Assist, do not adjudicate
Risk signals and scoring are genuinely useful, and they are computed where they belong, on the server, out of reach of the person being assessed. But a score is an input to a decision, never the decision itself. The system presents what it found and why; the official weighs it against the person in front of them and the context the software cannot see. The flag opens a question. It does not close one.
Design the override as a first-class path
A common failure is to treat the machine's suggestion as the default and the human's disagreement as friction. We design the opposite: overriding the system is an ordinary, low-effort action, and the reason for it is captured. Over time those overrides are how the institution learns where its signals are wrong, rather than quietly training its staff to stop arguing with the screen.

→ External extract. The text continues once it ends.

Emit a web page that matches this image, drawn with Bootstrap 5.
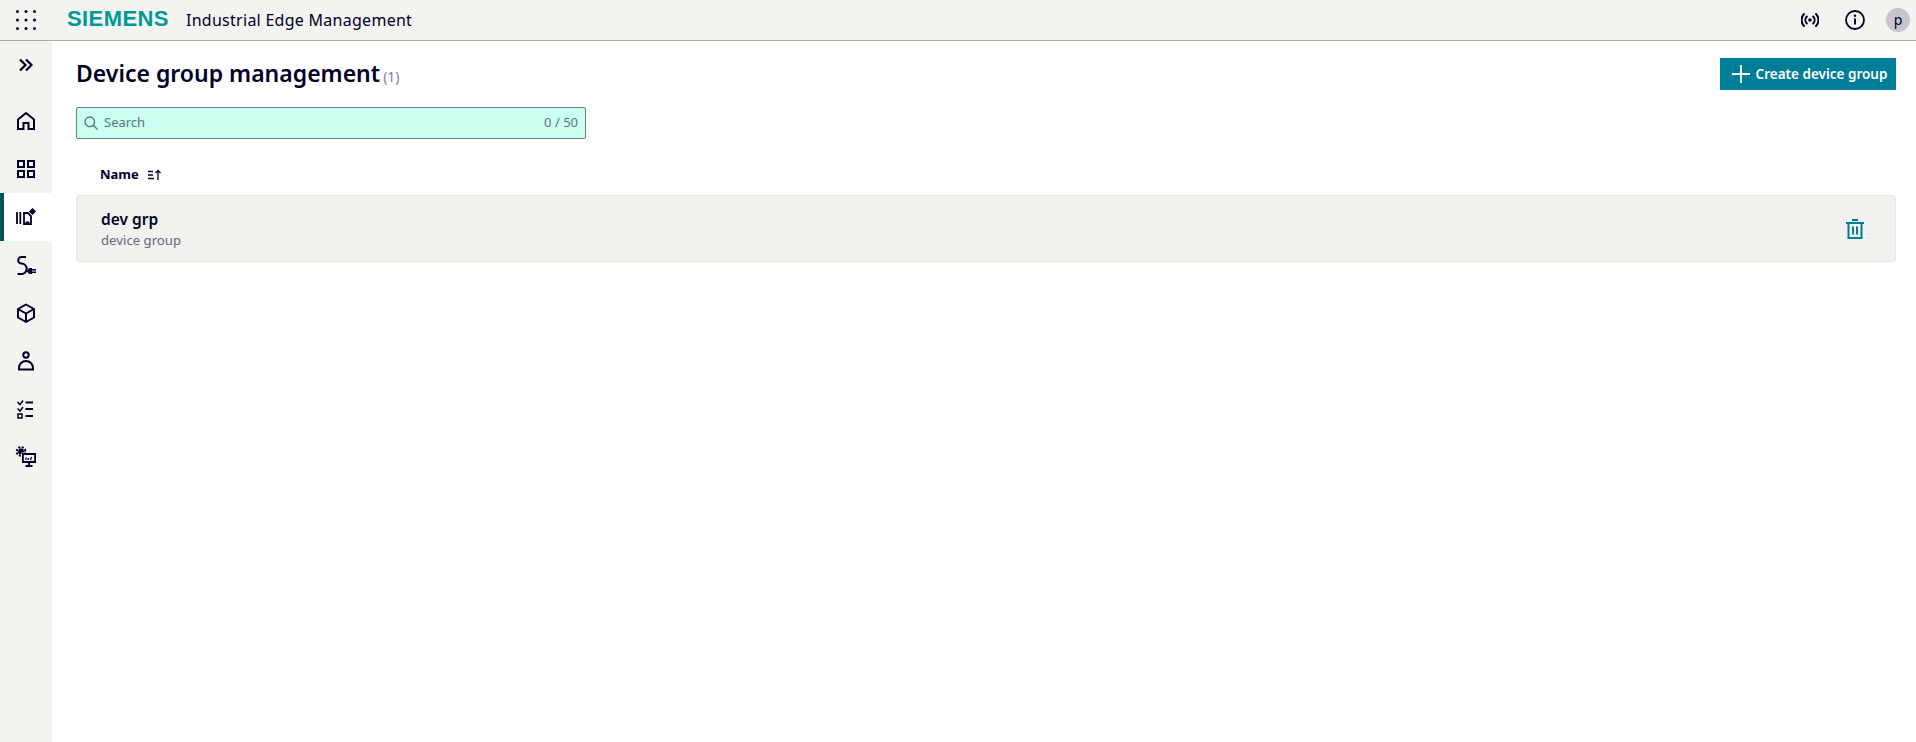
<!DOCTYPE html>
<html lang="en">
<head>
  <meta charset="UTF-8">
  <title>Device group management</title>
  <link href="https://cdn.jsdelivr.net/npm/bootstrap@5.3.0/dist/css/bootstrap.min.css" rel="stylesheet">
  <style>
    body { font-family: "Noto Sans", "Open Sans", sans-serif; color: #000028; background: #fff; font-size: 14px; }
    .app-head { height: 41px; background: #f3f3ef; border-bottom: 1px solid #a9a9b3; }
    .app-launch { width: 52px; }
    .brand-logo { width: 102px; margin: 0 0 2px 15px; font-family: "Liberation Sans", sans-serif; font-weight: 700; font-size: 22px; line-height: 1; letter-spacing: .4px; color: #009999; white-space: nowrap; }
    .brand-title { margin: 0 0 1px 17px; font-size: 16px; letter-spacing: .27px; }
    .head-tools { padding-right: 6px; }
    .tool-signal { margin-right: 26px; }
    .tool-info { margin-right: 21px; }
    .avatar { width: 24px; height: 24px; border-radius: 50%; background: #c5c5cf; font-size: 14px; line-height: 23px; text-align: center; }
    .side-rail { width: 52px; height: 701px; background: #f3f3ef; }
    .rail-item { height: 48px; display: flex; align-items: center; justify-content: center; color: #000028; }
    .rail-gap { height: 8px; }
    .rail-item.is-active { background: #fff; box-shadow: inset 4px 0 0 #005159; }
    .page-body { padding: 0 20px 0 24px; min-width: 0; }
    .page-head { height: 66px; padding-top: 16px; }
    .page-title { font-size: 23px; font-weight: 600; line-height: 32px; margin: 0; }
    .page-count { font-size: 14px; font-weight: 400; color: #7d8099; margin-left: 3px; }
    .btn-create { height: 32px; width: 176px; margin-top: 1px; background: #007d99; border: 0; border-radius: 0; color: #fff; font-size: 13.5px; font-weight: 600; padding: 0 0 0 3px; gap: 6px; }
    .search-box { width: 510px; height: 32px; background: #ccfff0; border: 1px solid #5f8691; border-radius: 2px; padding: 0 7px; color: #557482; font-size: 13px; }
    .search-label { margin-left: 2px; }
    .sort-head { height: 56px; padding: 16px 0 0 24px; font-size: 13px; font-weight: 700; }
    .sort-icon { margin-left: 9px; }
    .group-row { height: 67px; background: #f1f1ed; border: 1px solid #e6e6e1; border-radius: 4px; padding: 0 31px 0 24px; }
    .group-name { font-size: 15.5px; font-weight: 600; line-height: 22px; margin-top: 1px; }
    .group-sub { font-size: 13.2px; color: #66667e; line-height: 20px; }
  </style>
</head>
<body>

<!-- Barra in alto -->
<header class="app-head d-flex align-items-center">
  <div class="app-launch d-flex justify-content-center">
    <svg width="22" height="22" viewBox="0 0 22 22" fill="#000028">
      <circle cx="2.500" cy="2.500" r="1.500"/><circle cx="11" cy="2.500" r="1.500"/><circle cx="19.500" cy="2.500" r="1.500"/>
      <circle cx="2.500" cy="11" r="1.500"/><circle cx="11" cy="11" r="1.500"/><circle cx="19.500" cy="11" r="1.500"/>
      <circle cx="2.500" cy="19.500" r="1.500"/><circle cx="11" cy="19.500" r="1.500"/><circle cx="19.500" cy="19.500" r="1.500"/>
    </svg>
  </div>
  <div class="brand-logo">SIEMENS</div>
  <div class="brand-title">Industrial Edge Management</div>
  <div class="head-tools d-flex align-items-center ms-auto">
    <svg class="tool-signal" width="18" height="18" viewBox="0 0 18 18" fill="none" stroke="#000028" stroke-width="2" stroke-linecap="round">
      <circle cx="9" cy="9" r="1.800" fill="#000028" stroke="none"/>
      <path d="M5.800 5.500a5 5 0 0 0 0 7M12.200 5.500a5 5 0 0 1 0 7M3 3a8.500 8.500 0 0 0 0 12M15 3a8.500 8.500 0 0 1 0 12"/>
    </svg>
    <svg class="tool-info" width="20" height="20" viewBox="0 0 20 20" fill="none" stroke="#000028" stroke-width="1.800">
      <circle cx="10" cy="10" r="9"/>
      <path d="M10 8.500v6" stroke-width="2"/>
      <circle cx="10" cy="5.800" r="1.200" fill="#000028" stroke="none"/>
    </svg>
    <div class="avatar">p</div>
  </div>
</header>

<div class="d-flex">
  <!-- Menu laterale -->
  <nav class="side-rail flex-shrink-0">
    <div class="rail-item">
      <svg width="16" height="16" viewBox="0 0 16 16" fill="none" stroke="#000028" stroke-width="2.200">
        <path d="M2 2.500 7.500 8 2 13.500M8 2.500 13.500 8 8 13.500"/>
      </svg>
    </div>
    <div class="rail-gap"></div>
    <div class="rail-item">
      <svg width="20" height="20" viewBox="0 0 20 20" fill="none" stroke="#000028" stroke-width="2">
        <path d="M2 8.500 10 2l8 6.500V18h-5.500v-6h-5v6H2z"/>
      </svg>
    </div>
    <div class="rail-item">
      <svg width="20" height="20" viewBox="0 0 20 20" fill="none" stroke="#000028" stroke-width="2">
        <rect x="2" y="2" width="6" height="6"/><rect x="12" y="2" width="6" height="6"/>
        <rect x="2" y="12" width="6" height="6"/><rect x="12" y="12" width="6" height="6"/>
      </svg>
    </div>
    <div class="rail-item is-active">
      <svg width="22" height="22" viewBox="0 0 22 22" fill="none" stroke="#000028" stroke-width="2">
        <path d="M2 6v12M5.300 6v12" stroke-width="1.800"/>
        <path d="M9 18V7h4l3 3v8h-2.500v-1.500h-2V18z" stroke-width="1.800"/>
        <path d="M17.500 2 21 5.500 17.500 9 14 5.500z" fill="#000028" stroke="none"/>
      </svg>
    </div>
    <div class="rail-item">
      <svg width="20" height="20" viewBox="0 0 20 20" fill="none" stroke="#000028" stroke-width="2">
        <path d="M10 2H5.500a3.300 3.300 0 0 0 0 6.600a5.200 5.200 0 0 1 0 10.400H1.500"/>
        <path d="M16 13v6h-1.500a3 3 0 0 1 0-6z" fill="#000028" stroke="none"/>
        <path d="M15.500 14.700H20M15.500 17.300H20M10 16h3" stroke-width="1.500"/>
      </svg>
    </div>
    <div class="rail-item">
      <svg width="20" height="20" viewBox="0 0 20 20" fill="none" stroke="#000028" stroke-width="2" stroke-linejoin="round">
        <path d="M10 1.500 18 6v8.500L10 19l-8-4.500V6z"/><path d="M2 6l8 4.500L18 6M10 10.500V19"/>
      </svg>
    </div>
    <div class="rail-item">
      <svg width="20" height="20" viewBox="0 0 20 20" fill="none" stroke="#000028" stroke-width="2">
        <circle cx="10" cy="4" r="2.700"/><path d="M3 18.500v-1.500a7 7 0 0 1 14 0v1.500z"/>
      </svg>
    </div>
    <div class="rail-item">
      <svg width="20" height="20" viewBox="0 0 20 20" fill="none" stroke="#000028">
        <path d="M1.500 3 4 5.500 7 1.500M1.500 9.500 4 12l3-4" stroke-width="1.500"/>
        <rect x="2" y="15" width="4" height="4" stroke-width="1.500"/>
        <path d="M9.500 3.500H17M9.500 10H17M9.500 17H17" stroke-width="2"/>
      </svg>
    </div>
    <div class="rail-item">
      <svg width="22" height="22" viewBox="0 0 22 22" fill="none" stroke="#000028">
        <circle cx="6" cy="5.500" r="3" fill="#000028" stroke="none"/>
        <circle cx="6" cy="5.500" r="4.300" stroke-width="2" stroke-dasharray="2 1.400"/>
        <rect x="6.500" y="6.500" width="15" height="11" fill="#f3f3ef" stroke="none"/>
        <rect x="7" y="7" width="14" height="10" fill="#000028" stroke="none"/>
        <rect x="8.800" y="9" width="10.400" height="6" fill="#f3f3ef" stroke="none"/>
        <path d="M11 14v-2.500M13 14l.5-2M15.500 14l1-3" stroke-width="1.300"/>
        <path d="M14 17v2M10.500 20h7" stroke-width="2"/>
      </svg>
    </div>
  </nav>

  <!-- Contenuto -->
  <main class="page-body flex-grow-1">
    <div class="page-head d-flex justify-content-between align-items-start">
      <h1 class="page-title">Device group management<span class="page-count">(1)</span></h1>
      <button type="button" class="btn btn-create d-flex align-items-center justify-content-center">
        <svg width="18" height="18" viewBox="0 0 18 18" stroke="#fff" stroke-width="1.800"><path d="M9 0v18M0 9h18"/></svg>
        Create device group
      </button>
    </div>

    <div class="search-box d-flex align-items-center">
      <svg class="me-1" width="14" height="14" viewBox="0 0 14 14" fill="none" stroke="#557482" stroke-width="1.300">
        <circle cx="5.800" cy="5.800" r="4.800"/><path d="m9.300 9.300 4.200 4.200"/>
      </svg>
      <span class="search-label flex-grow-1">Search</span>
      <span>0 / 50</span>
    </div>

    <div class="sort-head d-flex align-items-center">
      Name
      <svg class="sort-icon" width="14" height="12" viewBox="0 0 14 12" fill="none" stroke="#000028" stroke-width="1.300">
        <path d="M0 2.500h5M0 6h5M0 9.500h6M10 11V1.500M7.500 4 10 1.500 12.500 4"/>
      </svg>
    </div>

    <div class="group-row d-flex align-items-center justify-content-between">
      <div>
        <div class="group-name">dev grp</div>
        <div class="group-sub">device group</div>
      </div>
      <svg width="18" height="20" viewBox="0 0 18 20" fill="none" stroke="#007d99" stroke-width="2">
        <path d="M6 1h6M0 4h18M2.500 4v15h13V4M7 7.500v8M11 7.500v8"/>
      </svg>
    </div>
  </main>
</div>

<script src="https://cdn.jsdelivr.net/npm/bootstrap@5.3.0/dist/js/bootstrap.bundle.min.js"></script>
</body>
</html>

- Scoring and flags are advisory inputs, never automatic determinations about a person.
- Every signal carries a reason a human and a reviewer can actually follow.
- Overriding the system is a normal, recorded action, not a fight against the workflow.
- Decisions and overrides are audited, so accountability rests with a person, not a black box.
Automate the sorting and the searching. Leave the deciding to someone who can be held to account for it.
Faster where it helps, human where it counts
Keeping a person in the loop is sometimes framed as a brake on efficiency. In practice it is the opposite for the work that matters: by letting the system handle the volume, the routine, and the lookups, it frees the official to spend attention on the cases that genuinely need judgment. The aim is not a system that decides for people. It is a system that makes good human decisions faster, and keeps a clear record of who made them.